Earlier this year, the US and Iraqi surge of troops that helped stabilize Baghdad pushed many insurgents north.
"At our height in Mosul, we had upwards of 50 attacks a day," says Maj. Adam Boyd, the regiment's intelligence officer. "We are now well under 10 and most days under five right now."
Officials hope provincial elections in January will help stabilize the city, where the insurgency has been fueled by unemployment and the lasting effects of dismantling the army and de-Baathification. There were an estimated 1,500 Iraqi Army generals in Mosul alone when the US dissolved Iraq's Army after it toppled Saddam Hussein's regime.
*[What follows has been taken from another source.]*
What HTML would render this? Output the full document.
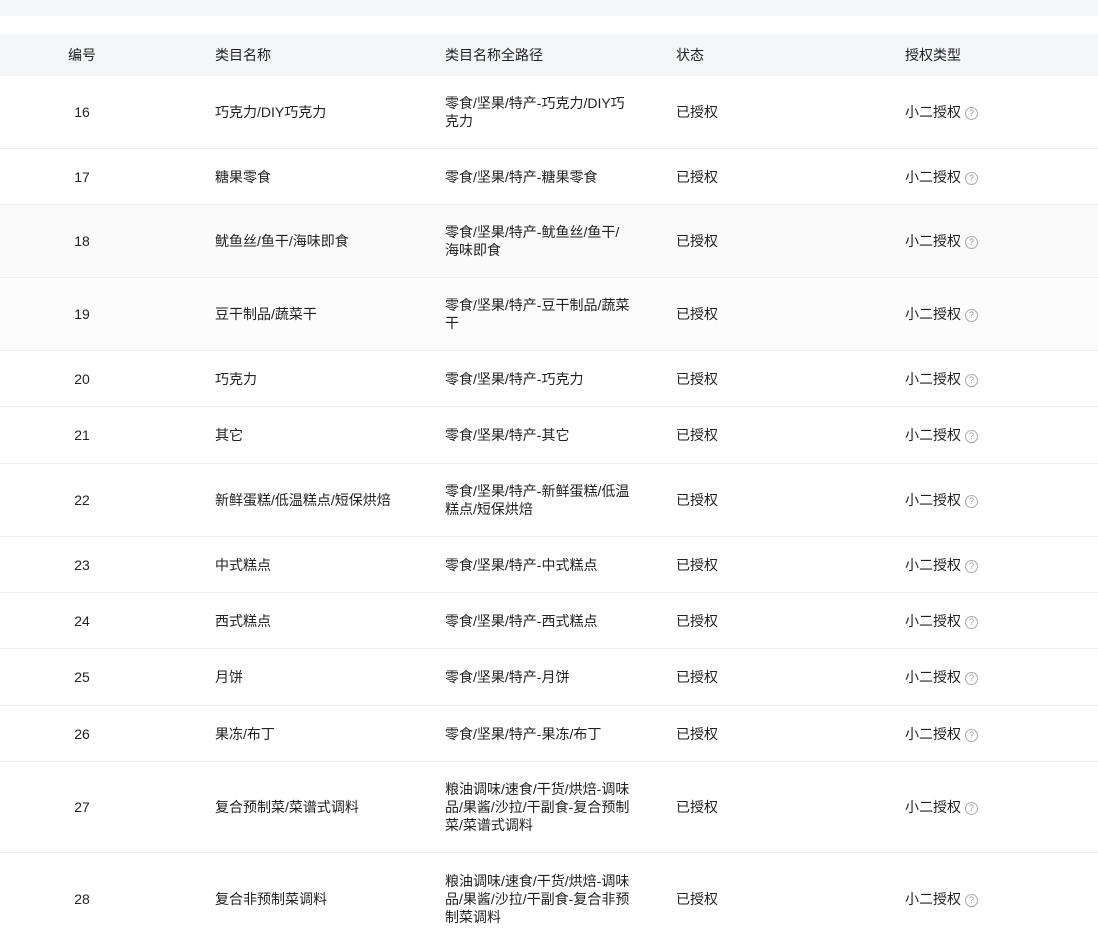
<!DOCTYPE html>
<html><head><meta charset="utf-8"><style>
body{margin:0;width:1098px;height:924px;overflow:hidden;background:#fff;font-family:"Liberation Sans","Noto Sans CJK SC",sans-serif;font-size:14px;color:#222;position:relative}
.top{position:absolute;left:0;top:0;width:1098px;height:16px;background:#f5f6f8}
.hdr{position:absolute;left:0;top:34px;width:1098px;height:42px;background:#f5f6f8}
.row{position:absolute;left:0;width:1098px;border-bottom:1px solid #eeeff1;box-sizing:border-box}
.c{position:absolute;top:50%;transform:translateY(-50%);line-height:18px;white-space:nowrap}
.c1{left:60px;width:44px;text-align:center}
.c2{left:215px}.c3{left:445px}.c4{left:676px}.c5{left:905px}
.q{display:inline-block;width:11px;height:11px;border:1px solid #aaa;border-radius:50%;font-size:9px;line-height:11px;text-align:center;color:#999;margin-left:4px;vertical-align:1px}
</style></head><body>
<div class="top"></div>
<div class="hdr" style="border:none"><div class="c c1">编号</div><div class="c c2">类目名称</div><div class="c c3">类目名称全路径</div><div class="c c4">状态</div><div class="c c5">授权类型</div></div>

<div class="row" style="top:76px;height:73px"><div class="c c1">16</div><div class="c c2">巧克力/DIY巧克力</div><div class="c c3">零食/坚果/特产-巧克力/DIY巧<br>克力</div><div class="c c4">已授权</div><div class="c c5">小二授权<span class="q">?</span></div></div>
<div class="row" style="top:149px;height:56px"><div class="c c1">17</div><div class="c c2">糖果零食</div><div class="c c3">零食/坚果/特产-糖果零食</div><div class="c c4">已授权</div><div class="c c5">小二授权<span class="q">?</span></div></div>
<div class="row" style="top:205px;height:73px;background:#fafafa"><div class="c c1">18</div><div class="c c2">鱿鱼丝/鱼干/海味即食</div><div class="c c3">零食/坚果/特产-鱿鱼丝/鱼干/<br>海味即食</div><div class="c c4">已授权</div><div class="c c5">小二授权<span class="q">?</span></div></div>
<div class="row" style="top:278px;height:73px;background:#fbfcfb"><div class="c c1">19</div><div class="c c2">豆干制品/蔬菜干</div><div class="c c3">零食/坚果/特产-豆干制品/蔬菜<br>干</div><div class="c c4">已授权</div><div class="c c5">小二授权<span class="q">?</span></div></div>
<div class="row" style="top:351px;height:56px"><div class="c c1">20</div><div class="c c2">巧克力</div><div class="c c3">零食/坚果/特产-巧克力</div><div class="c c4">已授权</div><div class="c c5">小二授权<span class="q">?</span></div></div>
<div class="row" style="top:407px;height:57px"><div class="c c1">21</div><div class="c c2">其它</div><div class="c c3">零食/坚果/特产-其它</div><div class="c c4">已授权</div><div class="c c5">小二授权<span class="q">?</span></div></div>
<div class="row" style="top:464px;height:73px"><div class="c c1">22</div><div class="c c2">新鲜蛋糕/低温糕点/短保烘焙</div><div class="c c3">零食/坚果/特产-新鲜蛋糕/低温<br>糕点/短保烘焙</div><div class="c c4">已授权</div><div class="c c5">小二授权<span class="q">?</span></div></div>
<div class="row" style="top:537px;height:56px"><div class="c c1">23</div><div class="c c2">中式糕点</div><div class="c c3">零食/坚果/特产-中式糕点</div><div class="c c4">已授权</div><div class="c c5">小二授权<span class="q">?</span></div></div>
<div class="row" style="top:593px;height:56px"><div class="c c1">24</div><div class="c c2">西式糕点</div><div class="c c3">零食/坚果/特产-西式糕点</div><div class="c c4">已授权</div><div class="c c5">小二授权<span class="q">?</span></div></div>
<div class="row" style="top:649px;height:57px"><div class="c c1">25</div><div class="c c2">月饼</div><div class="c c3">零食/坚果/特产-月饼</div><div class="c c4">已授权</div><div class="c c5">小二授权<span class="q">?</span></div></div>
<div class="row" style="top:706px;height:56px"><div class="c c1">26</div><div class="c c2">果冻/布丁</div><div class="c c3">零食/坚果/特产-果冻/布丁</div><div class="c c4">已授权</div><div class="c c5">小二授权<span class="q">?</span></div></div>
<div class="row" style="top:762px;height:91px"><div class="c c1">27</div><div class="c c2">复合预制菜/菜谱式调料</div><div class="c c3">粮油调味/速食/干货/烘焙-调味<br>品/果酱/沙拉/干副食-复合预制<br>菜/菜谱式调料</div><div class="c c4">已授权</div><div class="c c5">小二授权<span class="q">?</span></div></div>
<div class="row" style="top:853px;height:91px;border:none"><div class="c c1">28</div><div class="c c2">复合非预制菜调料</div><div class="c c3">粮油调味/速食/干货/烘焙-调味<br>品/果酱/沙拉/干副食-复合非预<br>制菜调料</div><div class="c c4">已授权</div><div class="c c5">小二授权<span class="q">?</span></div></div>
</body></html>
"Everyone in this province wants elections," says Major Boyd. "Even the insurgents insofar as they do not want to do anything to disrupt the support they may be able to obtain from the population. You can intimidate a population only so far and once you cross that line you no longer have a base of support to conduct operations."
While Americans are likely to remain here for some time, plenty of pitfalls await them as Iraqi forces will also take a larger role. Recently American soldiers became enmeshed in a gunfight amid the confusion of a wedding convoy.
The convoy passed an Iraqi checkpoint with children waving and dancing and drivers blaring their horns in celebration. Red plastic flowers spelled out "Love" on the hood of one of the cars.
Less than a minute later gunfire broke out. From nearby US Humvees, it was hard to tell where the shots came from. The US soldiers responded with a hail of machine gun fire at a rifle position that appeared to be an abandoned building.
When the shooting stopped, platoon leader Lt. John Parlee jumped out to sort out what just happened. No one was injured.
"One of your police was shooting at us," he angrily told his Iraqi Army counterpart in charge of the checkpoint.
Lt. Saed Mohammed took away the rifle of a young policeman who had been firing in the air to celebrate the wedding. Officials later said an insurgent fired at the same time from a nearby building.
"We're all trying to do the right thing but it's so hard to tell who's who," said US Army Sgt. Ryan Madris as the soldiers drove away from the checkpoint.